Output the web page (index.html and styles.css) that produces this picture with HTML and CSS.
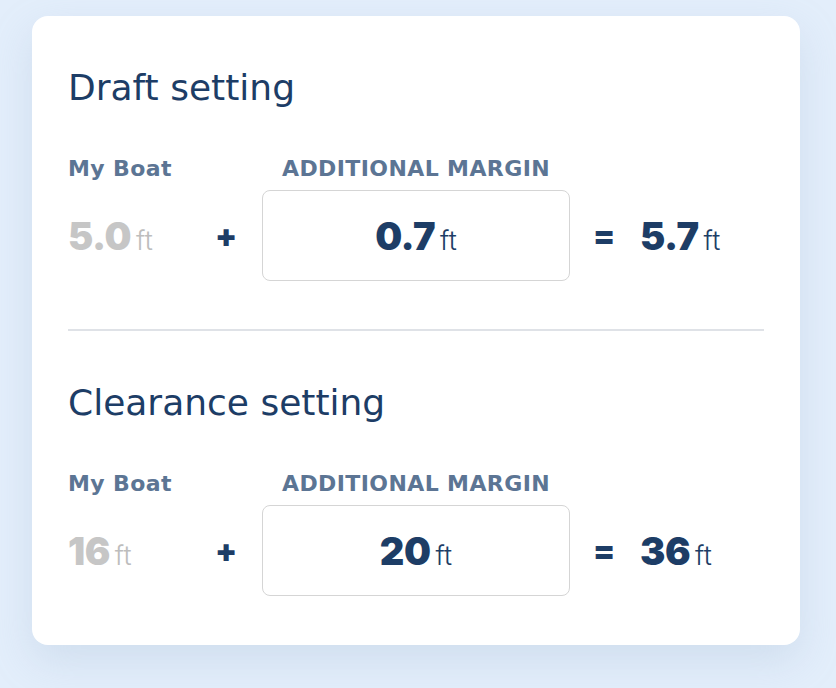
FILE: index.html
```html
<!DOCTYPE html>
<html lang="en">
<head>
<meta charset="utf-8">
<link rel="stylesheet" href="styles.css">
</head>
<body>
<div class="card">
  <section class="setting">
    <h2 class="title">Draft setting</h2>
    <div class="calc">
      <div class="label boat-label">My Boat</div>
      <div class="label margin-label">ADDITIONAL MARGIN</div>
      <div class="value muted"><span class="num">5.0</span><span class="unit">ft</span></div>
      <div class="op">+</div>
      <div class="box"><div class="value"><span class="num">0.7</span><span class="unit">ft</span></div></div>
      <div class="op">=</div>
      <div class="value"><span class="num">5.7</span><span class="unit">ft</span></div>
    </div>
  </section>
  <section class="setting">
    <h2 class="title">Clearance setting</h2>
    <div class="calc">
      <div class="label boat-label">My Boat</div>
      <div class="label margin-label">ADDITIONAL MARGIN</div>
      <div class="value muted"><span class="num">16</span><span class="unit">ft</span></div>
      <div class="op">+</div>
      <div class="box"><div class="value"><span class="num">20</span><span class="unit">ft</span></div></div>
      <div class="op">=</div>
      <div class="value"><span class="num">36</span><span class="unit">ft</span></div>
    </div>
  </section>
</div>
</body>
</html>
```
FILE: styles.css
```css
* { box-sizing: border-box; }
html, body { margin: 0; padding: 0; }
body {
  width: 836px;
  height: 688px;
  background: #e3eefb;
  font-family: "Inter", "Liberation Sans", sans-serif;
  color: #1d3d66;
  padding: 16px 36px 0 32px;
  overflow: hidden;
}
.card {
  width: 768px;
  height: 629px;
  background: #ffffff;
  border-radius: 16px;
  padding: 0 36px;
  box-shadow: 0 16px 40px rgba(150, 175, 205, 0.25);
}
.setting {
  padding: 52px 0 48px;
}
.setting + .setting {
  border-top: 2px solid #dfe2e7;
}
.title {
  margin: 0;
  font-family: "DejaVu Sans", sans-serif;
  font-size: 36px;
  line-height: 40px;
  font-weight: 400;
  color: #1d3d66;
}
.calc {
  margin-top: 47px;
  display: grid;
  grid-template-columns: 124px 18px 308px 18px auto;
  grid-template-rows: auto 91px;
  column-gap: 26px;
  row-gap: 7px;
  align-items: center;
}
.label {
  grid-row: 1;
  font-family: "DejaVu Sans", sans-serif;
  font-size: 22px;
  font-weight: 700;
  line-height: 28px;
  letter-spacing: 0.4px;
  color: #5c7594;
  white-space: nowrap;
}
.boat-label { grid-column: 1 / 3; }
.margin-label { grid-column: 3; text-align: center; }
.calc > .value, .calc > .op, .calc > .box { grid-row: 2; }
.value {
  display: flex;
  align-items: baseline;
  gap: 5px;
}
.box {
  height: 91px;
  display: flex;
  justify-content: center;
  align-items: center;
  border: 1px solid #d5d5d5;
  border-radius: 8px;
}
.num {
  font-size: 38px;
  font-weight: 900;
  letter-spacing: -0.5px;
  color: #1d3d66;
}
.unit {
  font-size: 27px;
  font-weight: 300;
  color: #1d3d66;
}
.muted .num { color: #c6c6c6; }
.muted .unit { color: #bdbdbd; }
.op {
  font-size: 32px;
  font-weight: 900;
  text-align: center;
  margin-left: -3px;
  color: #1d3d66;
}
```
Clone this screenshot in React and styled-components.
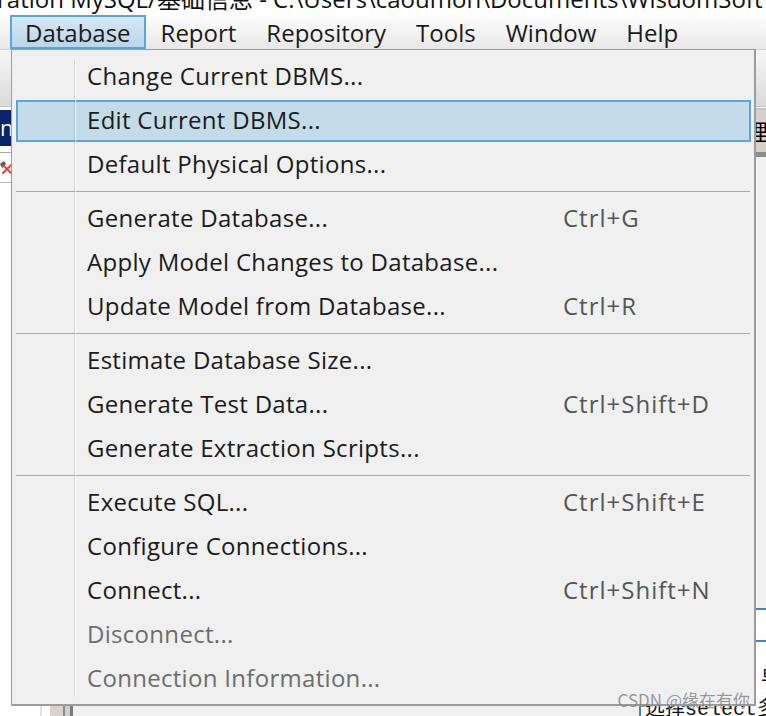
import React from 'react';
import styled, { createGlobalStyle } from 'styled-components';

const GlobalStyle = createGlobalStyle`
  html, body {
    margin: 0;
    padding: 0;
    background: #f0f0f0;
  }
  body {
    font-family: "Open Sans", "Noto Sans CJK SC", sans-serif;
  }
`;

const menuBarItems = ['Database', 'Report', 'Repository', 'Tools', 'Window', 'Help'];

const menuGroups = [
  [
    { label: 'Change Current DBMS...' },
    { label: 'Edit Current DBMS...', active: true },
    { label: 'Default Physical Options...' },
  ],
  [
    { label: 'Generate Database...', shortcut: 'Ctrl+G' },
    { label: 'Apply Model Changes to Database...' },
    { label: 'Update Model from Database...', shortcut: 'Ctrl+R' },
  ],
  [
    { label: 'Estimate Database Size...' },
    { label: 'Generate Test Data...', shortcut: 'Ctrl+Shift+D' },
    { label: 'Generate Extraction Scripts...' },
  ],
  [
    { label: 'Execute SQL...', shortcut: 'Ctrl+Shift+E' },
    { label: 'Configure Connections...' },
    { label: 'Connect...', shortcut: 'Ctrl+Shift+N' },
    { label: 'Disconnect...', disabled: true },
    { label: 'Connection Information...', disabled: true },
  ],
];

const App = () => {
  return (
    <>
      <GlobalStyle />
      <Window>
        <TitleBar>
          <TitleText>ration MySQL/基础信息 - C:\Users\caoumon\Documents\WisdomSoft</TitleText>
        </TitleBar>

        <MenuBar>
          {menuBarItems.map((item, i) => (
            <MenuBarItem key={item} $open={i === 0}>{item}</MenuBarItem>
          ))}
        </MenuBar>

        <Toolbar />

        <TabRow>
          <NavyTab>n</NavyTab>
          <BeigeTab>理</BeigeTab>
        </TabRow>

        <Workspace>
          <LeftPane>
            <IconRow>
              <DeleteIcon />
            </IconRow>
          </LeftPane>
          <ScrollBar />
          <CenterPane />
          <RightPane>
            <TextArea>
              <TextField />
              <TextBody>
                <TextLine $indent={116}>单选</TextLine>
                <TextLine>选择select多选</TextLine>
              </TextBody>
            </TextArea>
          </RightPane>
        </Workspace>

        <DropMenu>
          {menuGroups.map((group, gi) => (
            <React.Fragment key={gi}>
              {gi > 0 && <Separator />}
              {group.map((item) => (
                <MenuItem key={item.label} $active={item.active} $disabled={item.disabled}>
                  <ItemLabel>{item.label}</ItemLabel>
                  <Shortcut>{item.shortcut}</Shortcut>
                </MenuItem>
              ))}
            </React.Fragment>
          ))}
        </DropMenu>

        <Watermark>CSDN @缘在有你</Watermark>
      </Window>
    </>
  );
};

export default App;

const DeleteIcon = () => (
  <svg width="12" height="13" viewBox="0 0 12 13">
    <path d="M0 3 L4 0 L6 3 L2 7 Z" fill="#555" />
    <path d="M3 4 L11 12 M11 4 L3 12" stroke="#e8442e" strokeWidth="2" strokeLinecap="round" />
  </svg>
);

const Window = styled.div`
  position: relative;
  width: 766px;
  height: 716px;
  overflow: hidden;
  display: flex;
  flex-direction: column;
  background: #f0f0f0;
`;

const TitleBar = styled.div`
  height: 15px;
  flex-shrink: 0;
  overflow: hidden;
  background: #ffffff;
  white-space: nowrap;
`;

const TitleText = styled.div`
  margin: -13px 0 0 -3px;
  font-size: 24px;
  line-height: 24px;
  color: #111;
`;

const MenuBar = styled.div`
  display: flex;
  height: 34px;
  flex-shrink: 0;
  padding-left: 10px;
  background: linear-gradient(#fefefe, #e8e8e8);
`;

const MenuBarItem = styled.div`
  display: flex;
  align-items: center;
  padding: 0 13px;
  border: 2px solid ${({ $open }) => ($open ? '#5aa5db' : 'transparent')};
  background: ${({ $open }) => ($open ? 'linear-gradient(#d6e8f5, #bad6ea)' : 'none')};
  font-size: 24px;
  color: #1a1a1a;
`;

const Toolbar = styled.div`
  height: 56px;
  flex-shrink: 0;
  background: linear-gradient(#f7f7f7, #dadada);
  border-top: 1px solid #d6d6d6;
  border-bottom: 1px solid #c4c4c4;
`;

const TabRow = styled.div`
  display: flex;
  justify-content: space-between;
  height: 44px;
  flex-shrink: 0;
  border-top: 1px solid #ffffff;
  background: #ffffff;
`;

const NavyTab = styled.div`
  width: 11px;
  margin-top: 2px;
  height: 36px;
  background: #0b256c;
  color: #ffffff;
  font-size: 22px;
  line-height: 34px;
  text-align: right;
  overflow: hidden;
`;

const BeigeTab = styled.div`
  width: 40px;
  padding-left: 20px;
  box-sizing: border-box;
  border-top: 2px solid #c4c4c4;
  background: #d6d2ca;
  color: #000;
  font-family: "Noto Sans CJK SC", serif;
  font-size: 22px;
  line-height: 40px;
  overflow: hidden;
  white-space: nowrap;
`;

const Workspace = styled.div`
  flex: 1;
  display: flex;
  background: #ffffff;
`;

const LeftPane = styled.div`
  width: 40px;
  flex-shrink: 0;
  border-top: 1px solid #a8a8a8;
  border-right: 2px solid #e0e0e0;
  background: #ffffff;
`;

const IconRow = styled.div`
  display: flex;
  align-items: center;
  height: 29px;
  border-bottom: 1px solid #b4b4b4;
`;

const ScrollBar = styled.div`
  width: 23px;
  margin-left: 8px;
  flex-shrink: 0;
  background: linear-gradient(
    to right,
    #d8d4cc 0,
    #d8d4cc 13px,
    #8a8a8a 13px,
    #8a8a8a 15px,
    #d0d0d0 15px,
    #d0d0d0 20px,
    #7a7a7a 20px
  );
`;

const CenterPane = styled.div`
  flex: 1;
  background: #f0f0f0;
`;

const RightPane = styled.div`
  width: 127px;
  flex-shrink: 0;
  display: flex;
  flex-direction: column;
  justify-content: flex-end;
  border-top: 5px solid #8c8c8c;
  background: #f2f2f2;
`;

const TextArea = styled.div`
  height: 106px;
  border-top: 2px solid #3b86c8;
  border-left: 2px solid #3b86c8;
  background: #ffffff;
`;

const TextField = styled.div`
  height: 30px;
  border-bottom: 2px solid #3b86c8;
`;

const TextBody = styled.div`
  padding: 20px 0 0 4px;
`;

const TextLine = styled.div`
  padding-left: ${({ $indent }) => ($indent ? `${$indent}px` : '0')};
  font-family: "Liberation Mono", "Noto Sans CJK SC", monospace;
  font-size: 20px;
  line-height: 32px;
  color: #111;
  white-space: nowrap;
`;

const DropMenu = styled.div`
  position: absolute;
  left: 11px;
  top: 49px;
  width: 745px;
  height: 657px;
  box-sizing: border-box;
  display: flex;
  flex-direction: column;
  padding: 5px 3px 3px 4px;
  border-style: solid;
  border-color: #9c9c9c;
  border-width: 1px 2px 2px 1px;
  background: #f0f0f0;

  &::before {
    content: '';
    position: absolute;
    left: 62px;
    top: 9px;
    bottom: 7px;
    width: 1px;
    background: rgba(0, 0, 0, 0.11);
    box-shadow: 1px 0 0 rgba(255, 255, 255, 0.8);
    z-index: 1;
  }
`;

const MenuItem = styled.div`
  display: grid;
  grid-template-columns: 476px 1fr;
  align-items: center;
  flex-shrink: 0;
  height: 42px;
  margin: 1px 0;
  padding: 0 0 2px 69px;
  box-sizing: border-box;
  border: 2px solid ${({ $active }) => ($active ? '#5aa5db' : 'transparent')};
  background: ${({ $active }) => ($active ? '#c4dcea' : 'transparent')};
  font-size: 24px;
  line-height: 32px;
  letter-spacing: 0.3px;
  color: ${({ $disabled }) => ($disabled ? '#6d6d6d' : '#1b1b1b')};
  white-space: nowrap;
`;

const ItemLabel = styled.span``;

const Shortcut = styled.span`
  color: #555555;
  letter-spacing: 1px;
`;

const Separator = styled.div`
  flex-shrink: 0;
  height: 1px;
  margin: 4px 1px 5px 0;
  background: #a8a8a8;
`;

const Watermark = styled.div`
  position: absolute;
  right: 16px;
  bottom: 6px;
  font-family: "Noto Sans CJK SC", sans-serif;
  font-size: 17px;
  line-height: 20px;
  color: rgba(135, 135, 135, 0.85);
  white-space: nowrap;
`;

------------------------------------

REQUIRED WORK - Give again, exactly as written, only the lines that start at the one with "Clone this screenshot" and end at the one with "['Database', 'Report', 'Repository', 'Tools', 'Window', 'Help'];", both included. Skip any pictures.

TASK ANSWER -
Clone this screenshot in React and styled-components.
import React from 'react';
import styled, { createGlobalStyle } from 'styled-components';

const GlobalStyle = createGlobalStyle`
  html, body {
    margin: 0;
    padding: 0;
    background: #f0f0f0;
  }
  body {
    font-family: "Open Sans", "Noto Sans CJK SC", sans-serif;
  }
`;

const menuBarItems = ['Database', 'Report', 'Repository', 'Tools', 'Window', 'Help'];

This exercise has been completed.